Even some of the world’s most famous brands rest on inventions whose true origins are murky. The windshield wiper, for instance, was invented by Mary Anderson in 1903, but she never profited from it because automakers dismissed it as unnecessary. The same story repeats with Garrett Morgan, a Black inventor whose 1923 traffic signal made roads dramatically safer but who was largely forgotten because of racial prejudice.

What’s perhaps most tragic about these forgotten inventors is not just the loss of credit, but the loss of opportunity. Recognition often brings funding, partnerships, and access—resources that could have allowed these creators to keep innovating. Instead, many of them died in poverty, their names resurfacing only when historians began digging through old archives.

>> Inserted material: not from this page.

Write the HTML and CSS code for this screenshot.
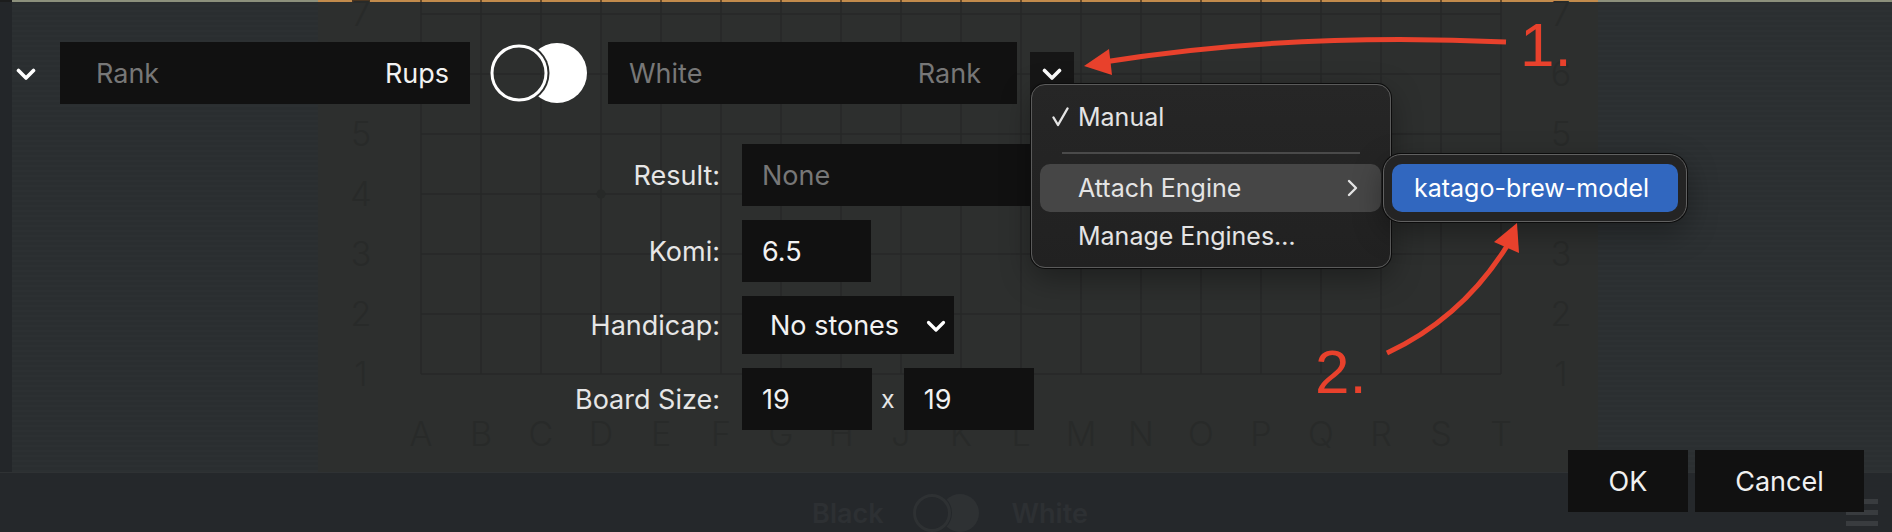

But their stories matter now more than ever. They remind us that genius is not limited by fame, gender, or social standing. It thrives in obscurity, in forgotten notebooks, in basement workshops, and in the minds of those too early—or too unconventional—for their time. The modern world owes much to these hidden figures who, in their quiet brilliance, built the foundation for the technologies and discoveries we take for granted today.

In the end, history’s greatest injustice isn’t that they were forgotten—it’s that we stopped looking for them. Every overlooked inventor tells us something profound about how progress truly works: that innovation isn’t a straight line drawn by celebrated names, but a vast web of interconnected minds, many of whom never lived to see how far their ideas would go.